The U.S. Chemical Safety Board released a case study report this week slamming Tesoro Martinez Refinery in California for safety failures that likely contributed to multiple incidents in 2014.
According to the agency’s investigation, lax oversight, improper safety equipment and pressure on employees to work in dangerous conditions all set the stage for the accidents.
One of the accidents occurred in February when an estimated 84,000 pounds of sulfuric acid were released and two workers were burned. Then in March, sulfuric acid sprayed and burned two contract workers as they attempted to remove piping.
The investigation also examined a dozen other instances between 2010 and 2014 where workers were injured by sulfuric acid in the refinery’s alkylation unit.

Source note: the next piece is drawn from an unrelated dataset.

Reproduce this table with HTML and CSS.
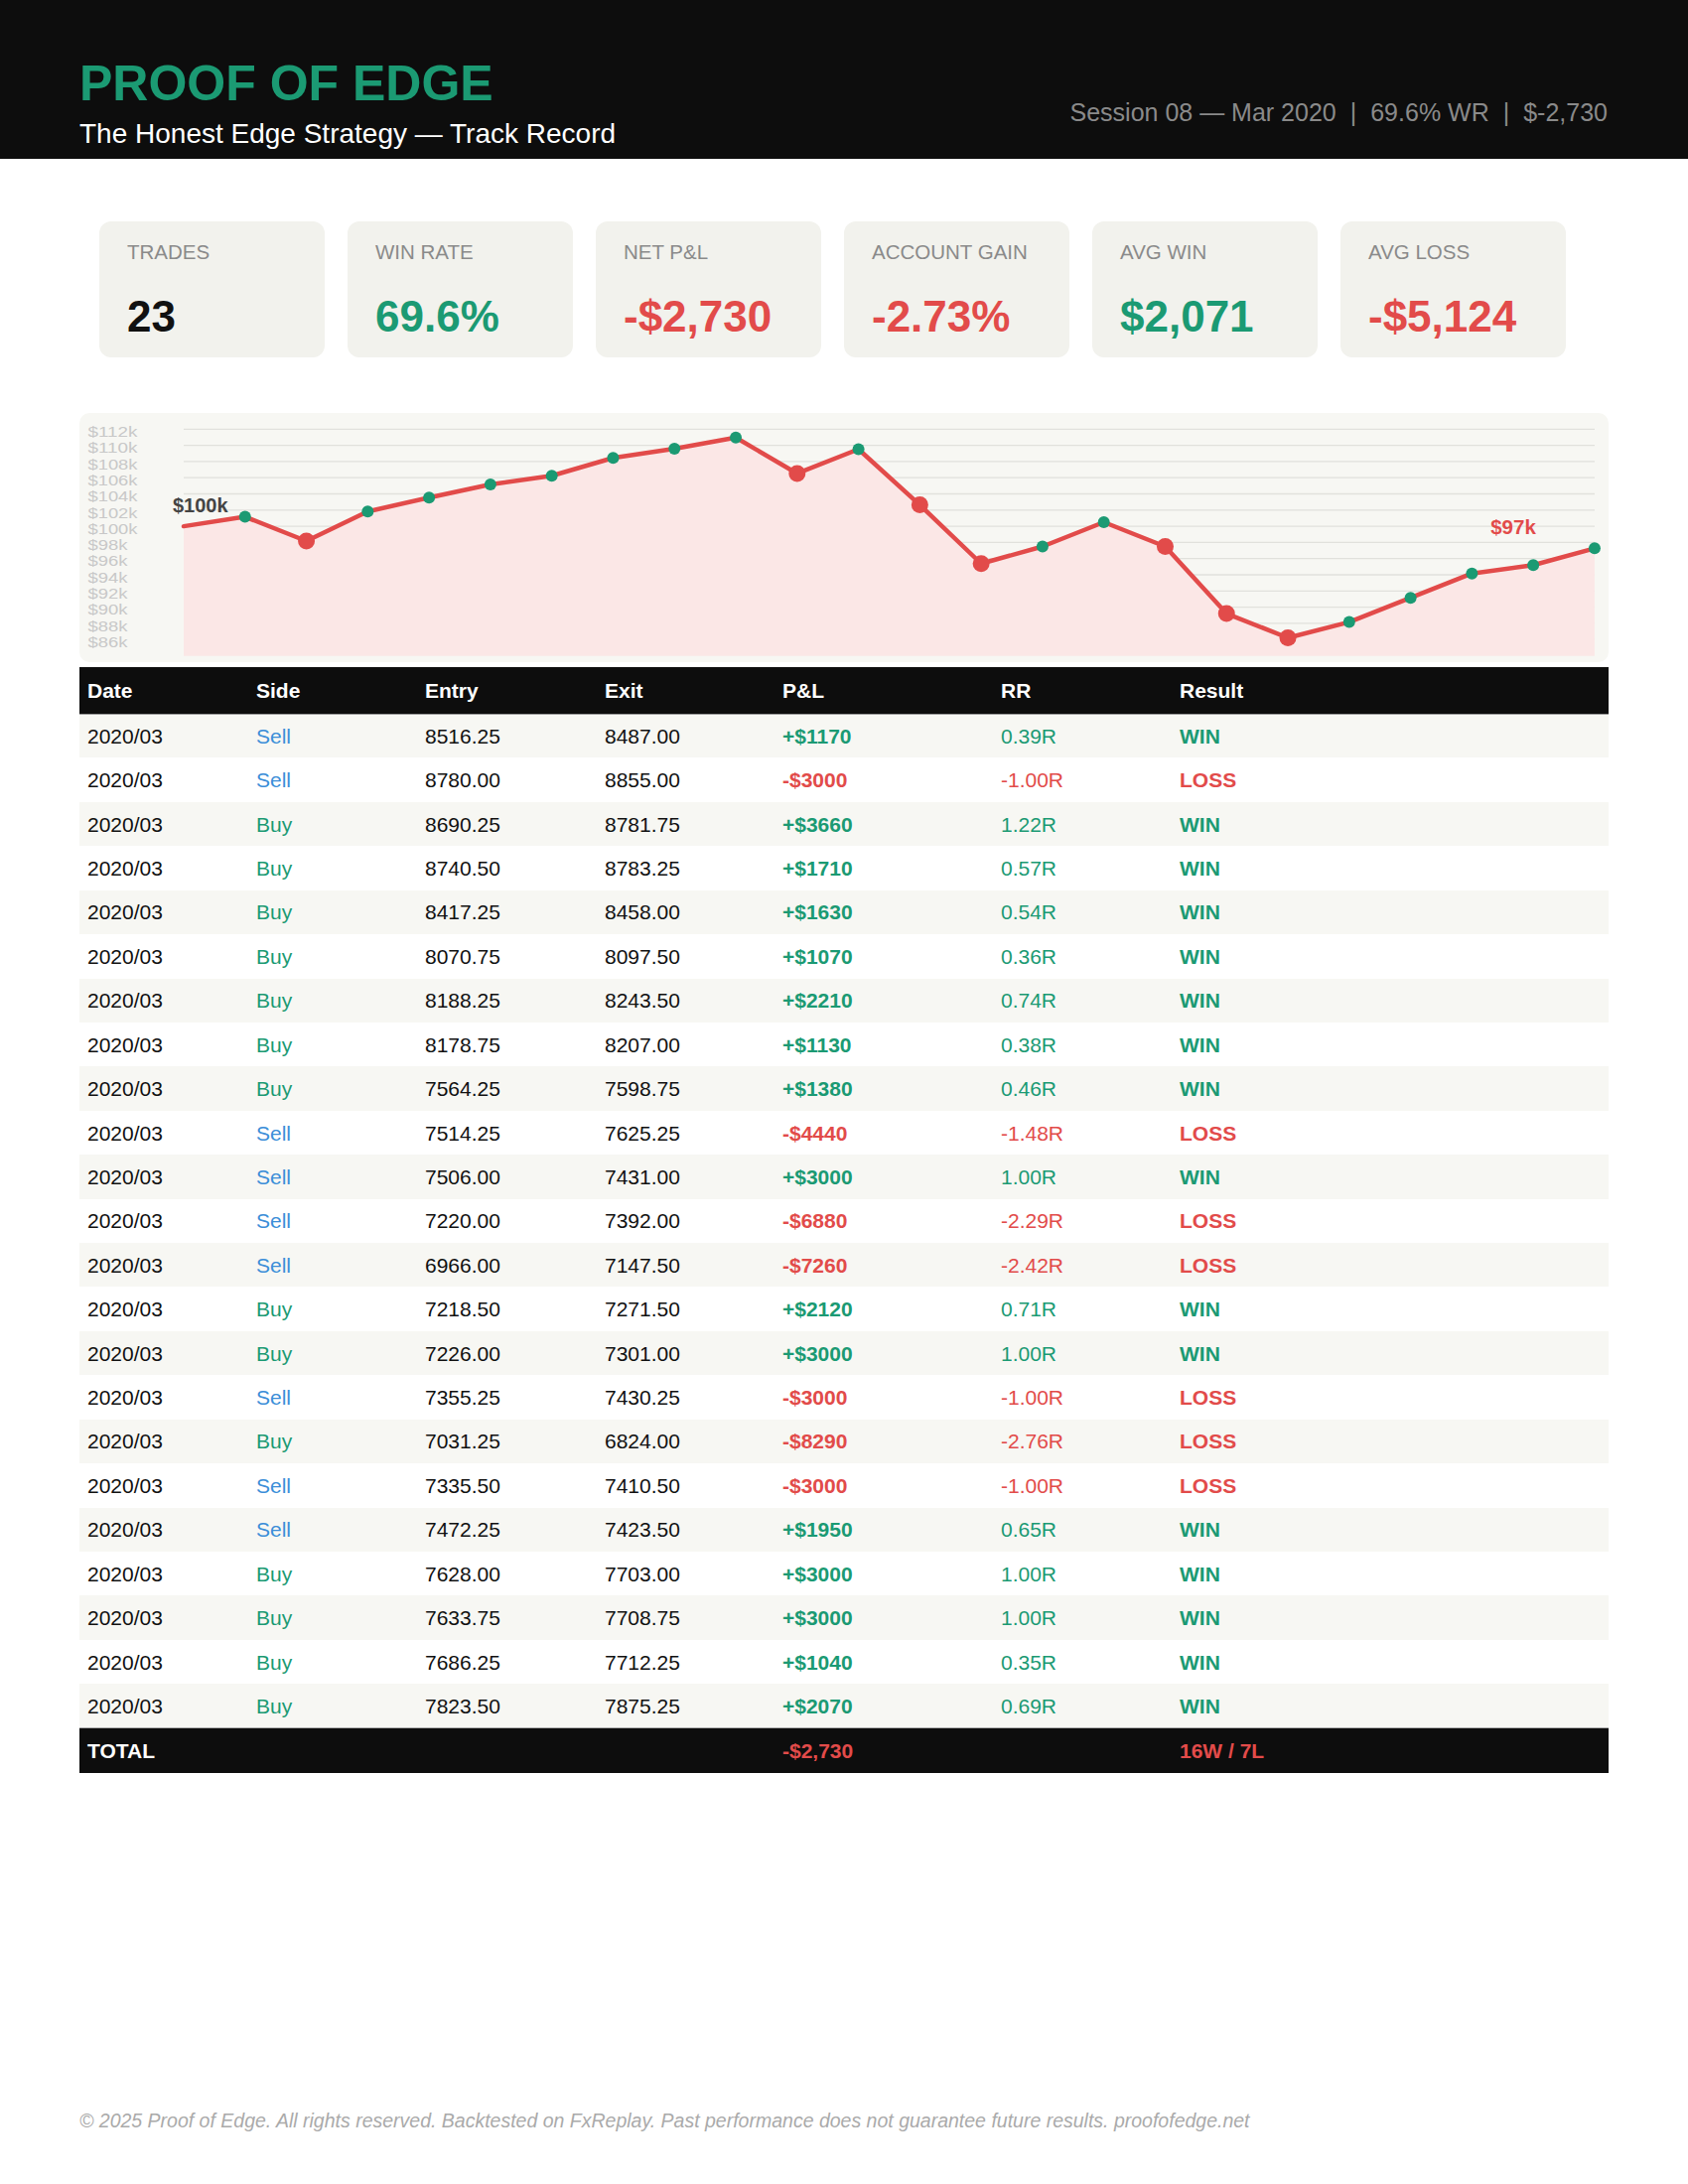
FILE: index.html
```html
<!DOCTYPE html>
<html lang="en">
<head>
<meta charset="utf-8">
<title>Proof of Edge — Track Record</title>
<link rel="stylesheet" href="styles.css">
</head>
<body>
<div class="page">
  <header class="top">
    <div class="brand">
      <h1 class="title">PROOF OF EDGE</h1>
      <div class="subtitle">The Honest Edge Strategy — Track Record</div>
    </div>
    <div class="meta">Session 08 — Mar 2020<span class="sep">|</span>69.6% WR<span class="sep">|</span>$-2,730</div>
  </header>

  <main class="content">
    <section class="cards">
      <div class="card"><div class="card-label">TRADES</div><div class="card-value">23</div></div>
      <div class="card"><div class="card-label">WIN RATE</div><div class="card-value pos">69.6%</div></div>
      <div class="card"><div class="card-label">NET P&amp;L</div><div class="card-value neg">-$2,730</div></div>
      <div class="card"><div class="card-label">ACCOUNT GAIN</div><div class="card-value neg">-2.73%</div></div>
      <div class="card"><div class="card-label">AVG WIN</div><div class="card-value pos">$2,071</div></div>
      <div class="card"><div class="card-label">AVG LOSS</div><div class="card-value neg">-$5,124</div></div>
    </section>

    <section class="chart">
      <svg class="chart-svg" width="1540" height="251" viewBox="0 0 1540 251">
        <g class="grid">
          <line x1="105" x2="1526" y1="16.3" y2="16.3"/>
          <line x1="105" x2="1526" y1="32.6" y2="32.6"/>
          <line x1="105" x2="1526" y1="48.9" y2="48.9"/>
          <line x1="105" x2="1526" y1="65.2" y2="65.2"/>
          <line x1="105" x2="1526" y1="81.5" y2="81.5"/>
          <line x1="105" x2="1526" y1="97.8" y2="97.8"/>
          <line x1="105" x2="1526" y1="114.1" y2="114.1"/>
          <line x1="105" x2="1526" y1="130.4" y2="130.4"/>
          <line x1="105" x2="1526" y1="146.7" y2="146.7"/>
          <line x1="105" x2="1526" y1="163" y2="163"/>
          <line x1="105" x2="1526" y1="179.3" y2="179.3"/>
          <line x1="105" x2="1526" y1="195.6" y2="195.6"/>
          <line x1="105" x2="1526" y1="211.9" y2="211.9"/>
          <line x1="105" x2="1526" y1="228.2" y2="228.2"/>
        </g>
        <g class="ylabels">
          <text x="8.5" y="24" textLength="50" lengthAdjust="spacingAndGlyphs">$112k</text>
          <text x="8.5" y="40.3" textLength="50" lengthAdjust="spacingAndGlyphs">$110k</text>
          <text x="8.5" y="56.6" textLength="50" lengthAdjust="spacingAndGlyphs">$108k</text>
          <text x="8.5" y="72.9" textLength="50" lengthAdjust="spacingAndGlyphs">$106k</text>
          <text x="8.5" y="89.2" textLength="50" lengthAdjust="spacingAndGlyphs">$104k</text>
          <text x="8.5" y="105.5" textLength="50" lengthAdjust="spacingAndGlyphs">$102k</text>
          <text x="8.5" y="121.8" textLength="50" lengthAdjust="spacingAndGlyphs">$100k</text>
          <text x="8.5" y="138.1" textLength="40" lengthAdjust="spacingAndGlyphs">$98k</text>
          <text x="8.5" y="154.4" textLength="40" lengthAdjust="spacingAndGlyphs">$96k</text>
          <text x="8.5" y="170.7" textLength="40" lengthAdjust="spacingAndGlyphs">$94k</text>
          <text x="8.5" y="187" textLength="40" lengthAdjust="spacingAndGlyphs">$92k</text>
          <text x="8.5" y="203.3" textLength="40" lengthAdjust="spacingAndGlyphs">$90k</text>
          <text x="8.5" y="219.6" textLength="40" lengthAdjust="spacingAndGlyphs">$88k</text>
          <text x="8.5" y="235.9" textLength="40" lengthAdjust="spacingAndGlyphs">$86k</text>
        </g>
        <polygon class="area" points="105,114.1 166.78,104.56 228.56,129.01 290.34,99.19 352.12,85.25 413.9,71.96 475.68,63.24 537.46,45.23 599.24,36.02 661.02,24.78 722.8,60.96 784.58,36.51 846.36,92.58 908.14,151.75 969.92,134.48 1031.7,110.03 1093.48,134.48 1155.26,202.04 1217.04,226.49 1278.82,210.6 1340.6,186.15 1402.38,161.7 1464.16,153.22 1525.94,136.35 1525.94,244.7 105,244.7"/>
        <polyline class="eq-line" points="105,114.1 166.78,104.56 228.56,129.01 290.34,99.19 352.12,85.25 413.9,71.96 475.68,63.24 537.46,45.23 599.24,36.02 661.02,24.78 722.8,60.96 784.58,36.51 846.36,92.58 908.14,151.75 969.92,134.48 1031.7,110.03 1093.48,134.48 1155.26,202.04 1217.04,226.49 1278.82,210.6 1340.6,186.15 1402.38,161.7 1464.16,153.22 1525.94,136.35"/>
        <g class="dot-win">
          <circle cx="166.78" cy="104.56" r="6"/>
          <circle cx="290.34" cy="99.19" r="6"/>
          <circle cx="352.12" cy="85.25" r="6"/>
          <circle cx="413.9" cy="71.96" r="6"/>
          <circle cx="475.68" cy="63.24" r="6"/>
          <circle cx="537.46" cy="45.23" r="6"/>
          <circle cx="599.24" cy="36.02" r="6"/>
          <circle cx="661.02" cy="24.78" r="6"/>
          <circle cx="784.58" cy="36.51" r="6"/>
          <circle cx="969.92" cy="134.48" r="6"/>
          <circle cx="1031.7" cy="110.03" r="6"/>
          <circle cx="1278.82" cy="210.6" r="6"/>
          <circle cx="1340.6" cy="186.15" r="6"/>
          <circle cx="1402.38" cy="161.7" r="6"/>
          <circle cx="1464.16" cy="153.22" r="6"/>
          <circle cx="1525.94" cy="136.35" r="6"/>
        </g>
        <g class="dot-loss">
          <circle cx="228.56" cy="129.01" r="8.5"/>
          <circle cx="722.8" cy="60.96" r="8.5"/>
          <circle cx="846.36" cy="92.58" r="8.5"/>
          <circle cx="908.14" cy="151.75" r="8.5"/>
          <circle cx="1093.48" cy="134.48" r="8.5"/>
          <circle cx="1155.26" cy="202.04" r="8.5"/>
          <circle cx="1217.04" cy="226.49" r="8.5"/>
        </g>
        <text class="start-label" x="94" y="100">$100k</text>
        <text class="end-label" x="1444" y="122" text-anchor="middle">$97k</text>
      </svg>
    </section>

    <table class="trades">
      <thead>
        <tr><th class="c-date">Date</th><th class="c-side">Side</th><th class="c-entry">Entry</th><th class="c-exit">Exit</th><th class="c-pnl">P&amp;L</th><th class="c-rr">RR</th><th class="c-res">Result</th></tr>
      </thead>
      <tbody>
        <tr><td>2020/03</td><td class="sell">Sell</td><td>8516.25</td><td>8487.00</td><td class="pnl pos">+$1170</td><td class="pos">0.39R</td><td class="res pos">WIN</td></tr>
        <tr><td>2020/03</td><td class="sell">Sell</td><td>8780.00</td><td>8855.00</td><td class="pnl neg">-$3000</td><td class="neg">-1.00R</td><td class="res neg">LOSS</td></tr>
        <tr><td>2020/03</td><td class="buy">Buy</td><td>8690.25</td><td>8781.75</td><td class="pnl pos">+$3660</td><td class="pos">1.22R</td><td class="res pos">WIN</td></tr>
        <tr><td>2020/03</td><td class="buy">Buy</td><td>8740.50</td><td>8783.25</td><td class="pnl pos">+$1710</td><td class="pos">0.57R</td><td class="res pos">WIN</td></tr>
        <tr><td>2020/03</td><td class="buy">Buy</td><td>8417.25</td><td>8458.00</td><td class="pnl pos">+$1630</td><td class="pos">0.54R</td><td class="res pos">WIN</td></tr>
        <tr><td>2020/03</td><td class="buy">Buy</td><td>8070.75</td><td>8097.50</td><td class="pnl pos">+$1070</td><td class="pos">0.36R</td><td class="res pos">WIN</td></tr>
        <tr><td>2020/03</td><td class="buy">Buy</td><td>8188.25</td><td>8243.50</td><td class="pnl pos">+$2210</td><td class="pos">0.74R</td><td class="res pos">WIN</td></tr>
        <tr><td>2020/03</td><td class="buy">Buy</td><td>8178.75</td><td>8207.00</td><td class="pnl pos">+$1130</td><td class="pos">0.38R</td><td class="res pos">WIN</td></tr>
        <tr><td>2020/03</td><td class="buy">Buy</td><td>7564.25</td><td>7598.75</td><td class="pnl pos">+$1380</td><td class="pos">0.46R</td><td class="res pos">WIN</td></tr>
        <tr><td>2020/03</td><td class="sell">Sell</td><td>7514.25</td><td>7625.25</td><td class="pnl neg">-$4440</td><td class="neg">-1.48R</td><td class="res neg">LOSS</td></tr>
        <tr><td>2020/03</td><td class="sell">Sell</td><td>7506.00</td><td>7431.00</td><td class="pnl pos">+$3000</td><td class="pos">1.00R</td><td class="res pos">WIN</td></tr>
        <tr><td>2020/03</td><td class="sell">Sell</td><td>7220.00</td><td>7392.00</td><td class="pnl neg">-$6880</td><td class="neg">-2.29R</td><td class="res neg">LOSS</td></tr>
        <tr><td>2020/03</td><td class="sell">Sell</td><td>6966.00</td><td>7147.50</td><td class="pnl neg">-$7260</td><td class="neg">-2.42R</td><td class="res neg">LOSS</td></tr>
        <tr><td>2020/03</td><td class="buy">Buy</td><td>7218.50</td><td>7271.50</td><td class="pnl pos">+$2120</td><td class="pos">0.71R</td><td class="res pos">WIN</td></tr>
        <tr><td>2020/03</td><td class="buy">Buy</td><td>7226.00</td><td>7301.00</td><td class="pnl pos">+$3000</td><td class="pos">1.00R</td><td class="res pos">WIN</td></tr>
        <tr><td>2020/03</td><td class="sell">Sell</td><td>7355.25</td><td>7430.25</td><td class="pnl neg">-$3000</td><td class="neg">-1.00R</td><td class="res neg">LOSS</td></tr>
        <tr><td>2020/03</td><td class="buy">Buy</td><td>7031.25</td><td>6824.00</td><td class="pnl neg">-$8290</td><td class="neg">-2.76R</td><td class="res neg">LOSS</td></tr>
        <tr><td>2020/03</td><td class="sell">Sell</td><td>7335.50</td><td>7410.50</td><td class="pnl neg">-$3000</td><td class="neg">-1.00R</td><td class="res neg">LOSS</td></tr>
        <tr><td>2020/03</td><td class="sell">Sell</td><td>7472.25</td><td>7423.50</td><td class="pnl pos">+$1950</td><td class="pos">0.65R</td><td class="res pos">WIN</td></tr>
        <tr><td>2020/03</td><td class="buy">Buy</td><td>7628.00</td><td>7703.00</td><td class="pnl pos">+$3000</td><td class="pos">1.00R</td><td class="res pos">WIN</td></tr>
        <tr><td>2020/03</td><td class="buy">Buy</td><td>7633.75</td><td>7708.75</td><td class="pnl pos">+$3000</td><td class="pos">1.00R</td><td class="res pos">WIN</td></tr>
        <tr><td>2020/03</td><td class="buy">Buy</td><td>7686.25</td><td>7712.25</td><td class="pnl pos">+$1040</td><td class="pos">0.35R</td><td class="res pos">WIN</td></tr>
        <tr><td>2020/03</td><td class="buy">Buy</td><td>7823.50</td><td>7875.25</td><td class="pnl pos">+$2070</td><td class="pos">0.69R</td><td class="res pos">WIN</td></tr>
      </tbody>
      <tfoot>
        <tr><td class="total-label">TOTAL</td><td></td><td></td><td></td><td class="neg">-$2,730</td><td></td><td class="res neg">16W / 7L</td></tr>
      </tfoot>
    </table>
  </main>

  <footer class="foot">© 2025 Proof of Edge. All rights reserved. Backtested on FxReplay. Past performance does not guarantee future results. proofofedge.net</footer>
</div>
</body>
</html>
```

FILE: styles.css
```css
* { box-sizing: border-box; }

html, body {
  margin: 0;
  padding: 0;
  background: #ffffff;
}

body {
  font-family: "Liberation Sans", Arial, Helvetica, sans-serif;
  color: #111111;
}

.page {
  min-height: 2200px;
  display: flex;
  flex-direction: column;
}

/* Header */
.top {
  background: #0d0d0d;
  height: 160px;
  padding: 56px 81px 8px 80px;
  display: flex;
  justify-content: space-between;
  align-items: flex-end;
}

.title {
  margin: 0;
  font-size: 50px;
  line-height: 56px;
  font-weight: 700;
  color: #1b9a73;
}

.subtitle {
  margin-top: 6px;
  font-size: 28px;
  line-height: 34px;
  color: #ffffff;
}

.meta {
  font-size: 25px;
  line-height: 30px;
  color: #8a8a8a;
  margin-bottom: 24px;
  white-space: nowrap;
}

.sep {
  margin: 0 14px;
}

/* Content */
.content {
  padding: 0 80px;
}

.cards {
  display: flex;
  gap: 23px;
  padding: 63px 0 0 20px;
}

.card {
  width: 227px;
  height: 137px;
  background: #f2f2ed;
  border-radius: 12px;
  padding: 19px 28px 0 28px;
}

.card-label {
  font-size: 20.5px;
  line-height: 24px;
  color: #8a8a8a;
}

.card-value {
  margin-top: 28px;
  font-size: 44px;
  line-height: 50px;
  font-weight: 700;
  color: #111111;
}

.pos { color: #1b9a73; }
.neg { color: #e24b4a; }

/* Chart */
.chart {
  margin-top: 56px;
  background: #f7f7f3;
  border-radius: 10px;
  height: 251px;
  overflow: hidden;
}

.chart-svg {
  display: block;
}

.grid line {
  stroke: #e1e1dc;
  stroke-width: 1.3;
}

.ylabels text {
  font-family: "Liberation Sans", Arial, sans-serif;
  font-size: 15.5px;
  fill: #c8c8c8;
}

.area {
  fill: #fbe7e6;
}

.eq-line {
  fill: none;
  stroke: #e24b4a;
  stroke-width: 4.5;
  stroke-linejoin: round;
  stroke-linecap: round;
}

.dot-win circle { fill: #1b9a73; }
.dot-loss circle { fill: #e24b4a; }

.start-label {
  font-family: "Liberation Sans", Arial, sans-serif;
  font-size: 20px;
  font-weight: 700;
  fill: #444444;
}

.end-label {
  font-family: "Liberation Sans", Arial, sans-serif;
  font-size: 20.5px;
  font-weight: 700;
  fill: #e24b4a;
}

/* Table */
.trades {
  margin-top: 5px;
  width: 100%;
  border-collapse: collapse;
  table-layout: fixed;
  font-size: 21px;
}

.trades th,
.trades td {
  text-align: left;
  padding: 1px 0 0 8px;
  white-space: nowrap;
}

.trades thead tr {
  background: #0d0d0d;
  height: 47px;
}

.trades th {
  color: #ffffff;
  font-weight: 700;
  border-bottom: 1px solid #9a9a9a;
}

.c-date { width: 170px; }
.c-side { width: 170px; }
.c-entry { width: 181px; }
.c-exit { width: 179px; }
.c-pnl { width: 220px; }
.c-rr { width: 180px; }

.trades tbody tr {
  height: 44.43px;
}

.trades tbody tr:nth-child(odd) {
  background: #f7f7f3;
}

.trades tbody td {
  color: #111111;
}

.trades tbody td.sell { color: #3b8ed8; }
.trades tbody td.buy { color: #1b9a73; }
.trades tbody td.pos { color: #1b9a73; }
.trades tbody td.neg { color: #e24b4a; }

.pnl, .res { font-weight: 700; }

.trades tfoot tr {
  background: #0d0d0d;
  height: 45px;
}

.trades tfoot td {
  color: #ffffff;
  border-top: 1px solid #b0b0b0;
  font-weight: 700;
}

.trades tfoot td.neg { color: #e24b4a; }

/* Footer */
.foot {
  margin-top: auto;
  padding: 0 80px 52px 80px;
  font-size: 19.5px;
  line-height: 24px;
  font-style: italic;
  color: #aaaaaa;
}
```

The CSB listed a number of criticisms of safety culture at the refinery such as how it characterized one of the 2014 incidents as minor when it should have been reported as serious under industry guidelines; how it exposed workers to hazardous materials, vapors, acids and corrosives; failing to provide safety equipment; withdrew from safety programs; and placed a perceived pressure on workers to expedite training and reduce costs.
One worker reported to the CSB that he used his stop work authority in 2014 to prevent a release of flammable hydrocarbon even though he was being pressured by management to keep the unit running.
Reuters reports that Tesoro said in an emailed statement it has made safety upgrades at its refinery.
"We agree on the critical importance of continually learning from incidents and improving the safety of our operations, and inaccuracies in the case study do not detract from our resolve to learn from these incidents," a Tesoro spokesman said.
According to Reuters, Tesoro did not specify what aspects of the investigation it considers inaccurate.
As with all CSB investigations, the agency offered tips for refineries to improve safety procedures and avoid similar incidents. However, the agency holds no regulatory powers and can only make recommendations.